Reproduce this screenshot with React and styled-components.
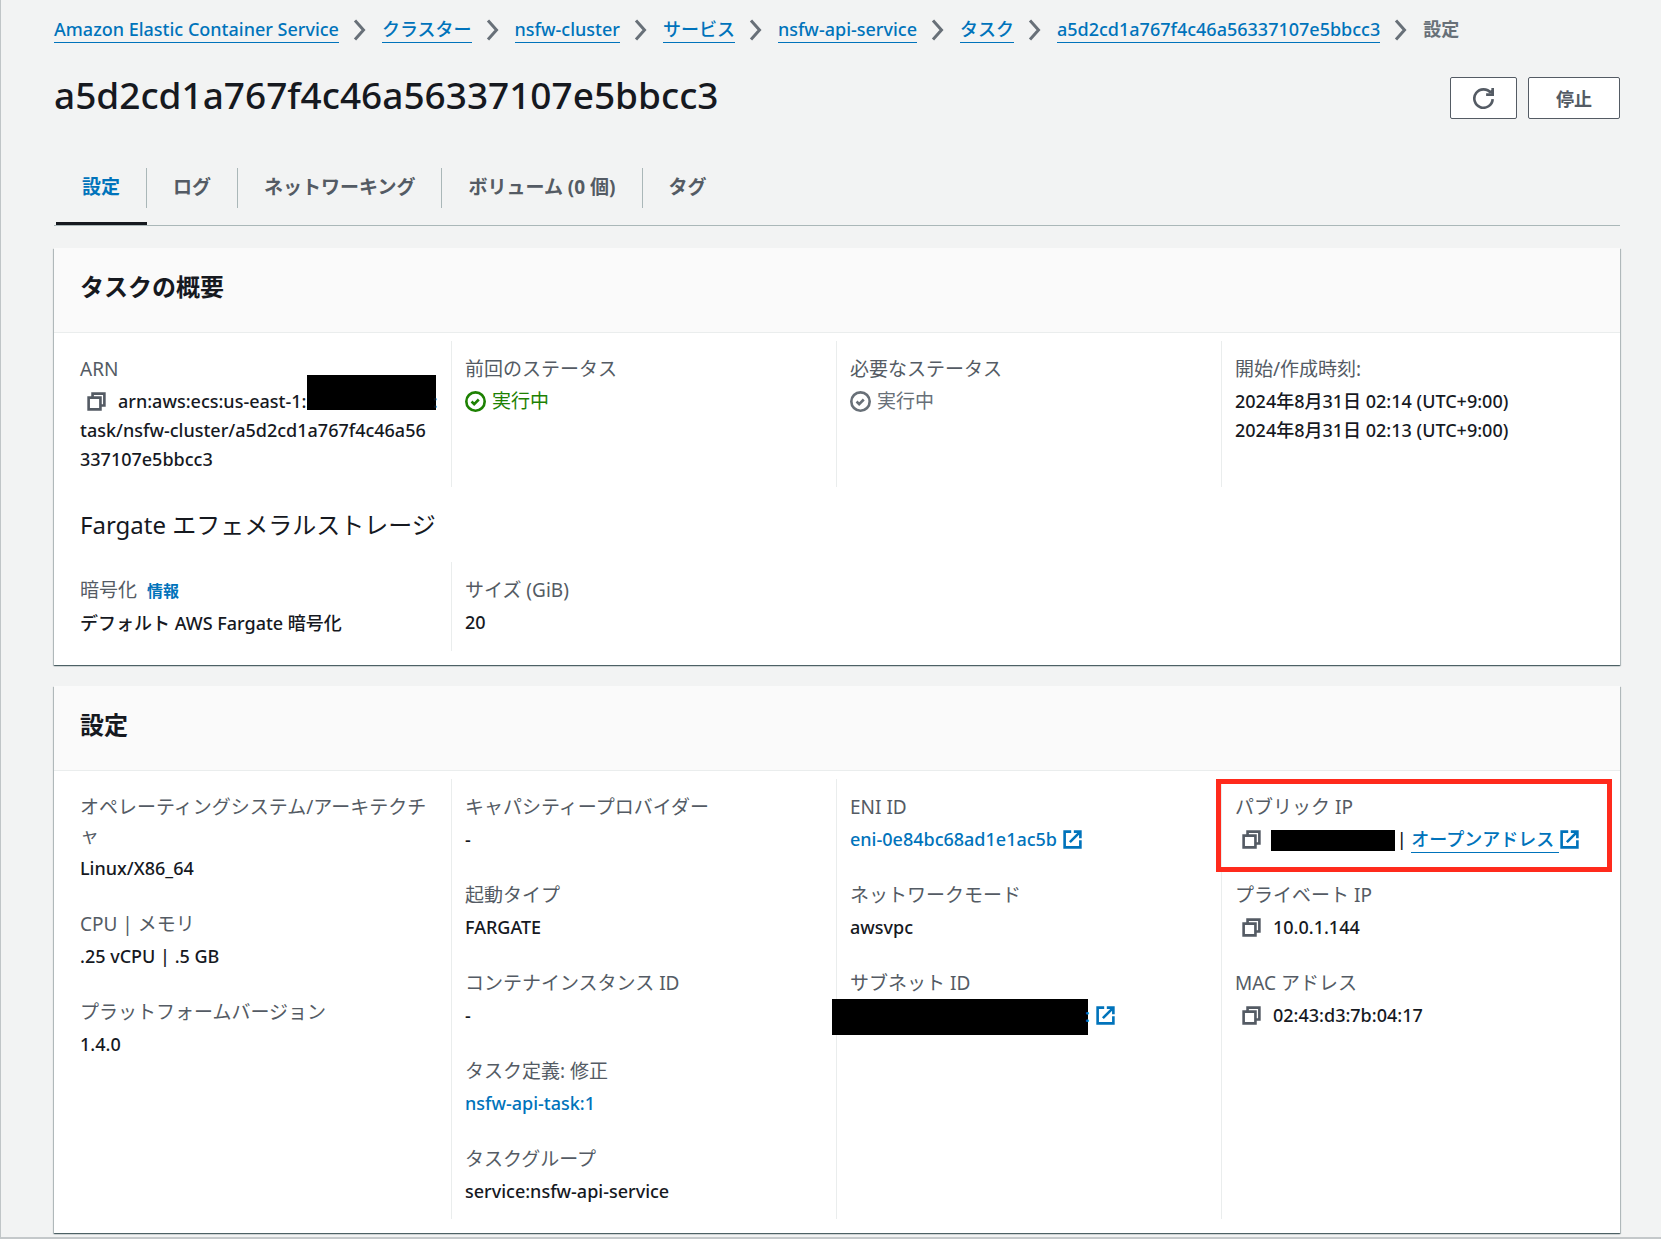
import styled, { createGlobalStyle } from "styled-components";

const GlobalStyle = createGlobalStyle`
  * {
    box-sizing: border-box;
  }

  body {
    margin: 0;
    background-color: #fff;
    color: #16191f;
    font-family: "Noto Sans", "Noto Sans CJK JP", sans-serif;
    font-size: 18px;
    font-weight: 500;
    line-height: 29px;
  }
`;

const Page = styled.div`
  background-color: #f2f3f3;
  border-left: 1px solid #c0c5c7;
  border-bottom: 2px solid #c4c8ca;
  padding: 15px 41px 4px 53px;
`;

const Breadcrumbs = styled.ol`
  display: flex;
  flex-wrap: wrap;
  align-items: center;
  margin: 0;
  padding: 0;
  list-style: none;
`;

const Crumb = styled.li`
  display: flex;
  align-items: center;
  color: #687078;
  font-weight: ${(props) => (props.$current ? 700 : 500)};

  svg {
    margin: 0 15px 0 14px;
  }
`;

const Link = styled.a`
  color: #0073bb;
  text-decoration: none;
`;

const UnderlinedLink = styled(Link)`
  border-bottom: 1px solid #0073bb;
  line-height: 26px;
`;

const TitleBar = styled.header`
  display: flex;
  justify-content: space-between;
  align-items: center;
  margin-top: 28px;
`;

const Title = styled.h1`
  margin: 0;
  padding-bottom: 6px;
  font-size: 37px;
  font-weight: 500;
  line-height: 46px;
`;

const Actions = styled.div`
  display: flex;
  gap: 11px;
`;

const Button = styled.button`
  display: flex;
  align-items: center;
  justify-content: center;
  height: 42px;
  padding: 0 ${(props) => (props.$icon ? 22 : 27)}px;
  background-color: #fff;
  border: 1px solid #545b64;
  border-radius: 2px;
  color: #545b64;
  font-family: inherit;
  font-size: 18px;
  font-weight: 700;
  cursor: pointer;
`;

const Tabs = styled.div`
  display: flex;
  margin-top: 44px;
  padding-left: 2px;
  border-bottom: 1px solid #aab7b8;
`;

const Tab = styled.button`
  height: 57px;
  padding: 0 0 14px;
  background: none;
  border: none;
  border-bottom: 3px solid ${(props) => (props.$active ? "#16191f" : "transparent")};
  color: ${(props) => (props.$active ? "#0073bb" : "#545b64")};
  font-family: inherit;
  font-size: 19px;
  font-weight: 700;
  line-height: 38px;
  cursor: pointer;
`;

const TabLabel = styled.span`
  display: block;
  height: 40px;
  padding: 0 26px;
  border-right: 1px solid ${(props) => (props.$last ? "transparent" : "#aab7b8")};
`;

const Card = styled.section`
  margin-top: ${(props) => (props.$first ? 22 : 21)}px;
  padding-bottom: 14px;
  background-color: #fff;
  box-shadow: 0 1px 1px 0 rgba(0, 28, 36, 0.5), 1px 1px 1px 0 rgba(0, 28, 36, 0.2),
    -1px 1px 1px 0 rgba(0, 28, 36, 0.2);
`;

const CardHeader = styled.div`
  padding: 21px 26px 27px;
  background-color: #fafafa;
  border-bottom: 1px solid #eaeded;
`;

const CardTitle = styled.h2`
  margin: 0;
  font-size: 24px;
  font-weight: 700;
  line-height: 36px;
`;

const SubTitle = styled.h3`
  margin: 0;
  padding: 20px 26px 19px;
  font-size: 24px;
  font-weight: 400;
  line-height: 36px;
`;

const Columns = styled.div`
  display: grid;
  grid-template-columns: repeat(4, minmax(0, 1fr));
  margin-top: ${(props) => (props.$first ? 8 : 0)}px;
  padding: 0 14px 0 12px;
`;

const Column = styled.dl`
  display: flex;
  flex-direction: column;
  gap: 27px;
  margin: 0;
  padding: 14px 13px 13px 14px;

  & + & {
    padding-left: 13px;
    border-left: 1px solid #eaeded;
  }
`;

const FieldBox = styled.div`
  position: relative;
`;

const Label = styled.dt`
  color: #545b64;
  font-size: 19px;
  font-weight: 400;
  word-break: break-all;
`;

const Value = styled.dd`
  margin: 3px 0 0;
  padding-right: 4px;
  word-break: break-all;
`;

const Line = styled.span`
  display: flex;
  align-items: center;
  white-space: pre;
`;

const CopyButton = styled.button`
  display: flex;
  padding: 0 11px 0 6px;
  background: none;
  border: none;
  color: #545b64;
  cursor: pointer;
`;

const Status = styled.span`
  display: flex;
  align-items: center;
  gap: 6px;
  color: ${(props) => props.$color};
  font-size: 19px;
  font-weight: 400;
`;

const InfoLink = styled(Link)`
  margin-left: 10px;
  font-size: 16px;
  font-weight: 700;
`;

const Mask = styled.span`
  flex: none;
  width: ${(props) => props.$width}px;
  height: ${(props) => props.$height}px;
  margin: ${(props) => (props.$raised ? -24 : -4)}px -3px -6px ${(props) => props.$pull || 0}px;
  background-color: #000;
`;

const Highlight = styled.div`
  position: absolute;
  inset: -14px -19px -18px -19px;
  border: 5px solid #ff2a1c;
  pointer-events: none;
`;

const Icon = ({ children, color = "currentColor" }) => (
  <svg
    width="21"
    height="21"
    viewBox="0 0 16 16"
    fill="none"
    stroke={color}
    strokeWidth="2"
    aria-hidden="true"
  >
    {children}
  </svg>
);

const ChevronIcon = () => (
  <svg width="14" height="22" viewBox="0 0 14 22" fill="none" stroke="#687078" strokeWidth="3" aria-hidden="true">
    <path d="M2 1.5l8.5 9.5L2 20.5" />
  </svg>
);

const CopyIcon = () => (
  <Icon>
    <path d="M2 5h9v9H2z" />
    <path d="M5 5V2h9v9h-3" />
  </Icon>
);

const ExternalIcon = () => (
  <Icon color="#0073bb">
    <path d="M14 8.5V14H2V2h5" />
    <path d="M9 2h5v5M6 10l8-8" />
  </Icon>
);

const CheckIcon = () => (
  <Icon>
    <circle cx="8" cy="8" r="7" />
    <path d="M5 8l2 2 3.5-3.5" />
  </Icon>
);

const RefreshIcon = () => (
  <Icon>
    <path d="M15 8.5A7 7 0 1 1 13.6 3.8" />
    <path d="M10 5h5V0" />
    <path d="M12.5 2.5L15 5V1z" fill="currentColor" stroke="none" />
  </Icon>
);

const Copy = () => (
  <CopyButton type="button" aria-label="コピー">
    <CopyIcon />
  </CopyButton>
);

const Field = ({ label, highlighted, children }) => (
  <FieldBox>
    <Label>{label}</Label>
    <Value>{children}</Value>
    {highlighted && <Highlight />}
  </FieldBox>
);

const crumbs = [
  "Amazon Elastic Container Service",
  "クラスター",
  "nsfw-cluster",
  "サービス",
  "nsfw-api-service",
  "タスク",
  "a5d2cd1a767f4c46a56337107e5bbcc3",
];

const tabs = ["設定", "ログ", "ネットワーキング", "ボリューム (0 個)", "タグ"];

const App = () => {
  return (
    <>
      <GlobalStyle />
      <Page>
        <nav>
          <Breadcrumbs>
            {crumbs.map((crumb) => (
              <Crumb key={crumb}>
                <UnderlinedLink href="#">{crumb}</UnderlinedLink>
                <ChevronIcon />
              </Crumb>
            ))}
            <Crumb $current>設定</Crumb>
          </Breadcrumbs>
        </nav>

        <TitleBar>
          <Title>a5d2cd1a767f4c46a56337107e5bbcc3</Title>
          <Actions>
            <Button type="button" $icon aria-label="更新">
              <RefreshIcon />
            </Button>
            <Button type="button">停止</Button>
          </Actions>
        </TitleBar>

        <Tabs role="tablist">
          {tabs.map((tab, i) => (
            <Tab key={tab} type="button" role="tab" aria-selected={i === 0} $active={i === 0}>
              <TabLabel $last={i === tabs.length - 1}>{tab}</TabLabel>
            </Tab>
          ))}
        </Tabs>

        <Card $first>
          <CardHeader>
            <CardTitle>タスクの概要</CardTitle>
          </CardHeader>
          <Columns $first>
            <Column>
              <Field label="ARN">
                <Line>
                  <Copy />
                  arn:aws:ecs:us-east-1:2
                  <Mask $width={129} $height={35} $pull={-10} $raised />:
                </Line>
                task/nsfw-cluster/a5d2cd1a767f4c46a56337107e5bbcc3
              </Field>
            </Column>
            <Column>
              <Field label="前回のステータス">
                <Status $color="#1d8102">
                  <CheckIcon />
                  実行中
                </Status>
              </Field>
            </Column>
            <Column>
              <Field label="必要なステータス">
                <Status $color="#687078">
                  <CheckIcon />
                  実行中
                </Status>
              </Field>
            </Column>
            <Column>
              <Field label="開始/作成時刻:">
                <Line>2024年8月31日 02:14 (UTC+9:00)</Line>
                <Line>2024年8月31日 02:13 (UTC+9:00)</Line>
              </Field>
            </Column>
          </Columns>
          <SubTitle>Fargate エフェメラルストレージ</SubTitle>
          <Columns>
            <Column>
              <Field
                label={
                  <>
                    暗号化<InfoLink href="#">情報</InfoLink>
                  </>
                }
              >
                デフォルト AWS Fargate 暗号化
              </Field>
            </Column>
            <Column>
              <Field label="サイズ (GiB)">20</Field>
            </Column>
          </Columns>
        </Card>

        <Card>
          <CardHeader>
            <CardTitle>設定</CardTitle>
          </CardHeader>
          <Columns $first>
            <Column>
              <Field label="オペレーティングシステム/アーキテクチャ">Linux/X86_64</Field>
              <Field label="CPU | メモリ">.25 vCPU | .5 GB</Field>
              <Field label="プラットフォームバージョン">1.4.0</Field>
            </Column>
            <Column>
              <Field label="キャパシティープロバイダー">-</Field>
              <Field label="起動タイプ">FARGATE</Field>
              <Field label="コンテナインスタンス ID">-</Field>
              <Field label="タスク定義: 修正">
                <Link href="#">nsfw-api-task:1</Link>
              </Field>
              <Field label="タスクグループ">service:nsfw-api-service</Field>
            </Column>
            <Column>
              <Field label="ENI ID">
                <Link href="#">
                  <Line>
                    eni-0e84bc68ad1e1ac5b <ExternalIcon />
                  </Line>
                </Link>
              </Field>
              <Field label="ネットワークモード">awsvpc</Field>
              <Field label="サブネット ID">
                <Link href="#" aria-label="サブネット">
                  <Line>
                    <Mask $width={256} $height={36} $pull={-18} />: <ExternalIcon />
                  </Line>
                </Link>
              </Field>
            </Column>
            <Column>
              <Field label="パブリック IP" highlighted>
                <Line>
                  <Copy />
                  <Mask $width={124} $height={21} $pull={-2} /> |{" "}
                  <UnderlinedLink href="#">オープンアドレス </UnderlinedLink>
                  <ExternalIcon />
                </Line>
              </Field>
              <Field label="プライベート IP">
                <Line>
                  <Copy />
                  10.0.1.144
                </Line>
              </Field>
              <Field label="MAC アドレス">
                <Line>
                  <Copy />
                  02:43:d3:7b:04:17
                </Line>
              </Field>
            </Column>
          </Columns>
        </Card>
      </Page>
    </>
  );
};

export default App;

(Exercise task)
Each line that holds the word "components" is to be copied.

(Result for this exercise)
Reproduce this screenshot with React and styled-components.
import styled, { createGlobalStyle } from "styled-components";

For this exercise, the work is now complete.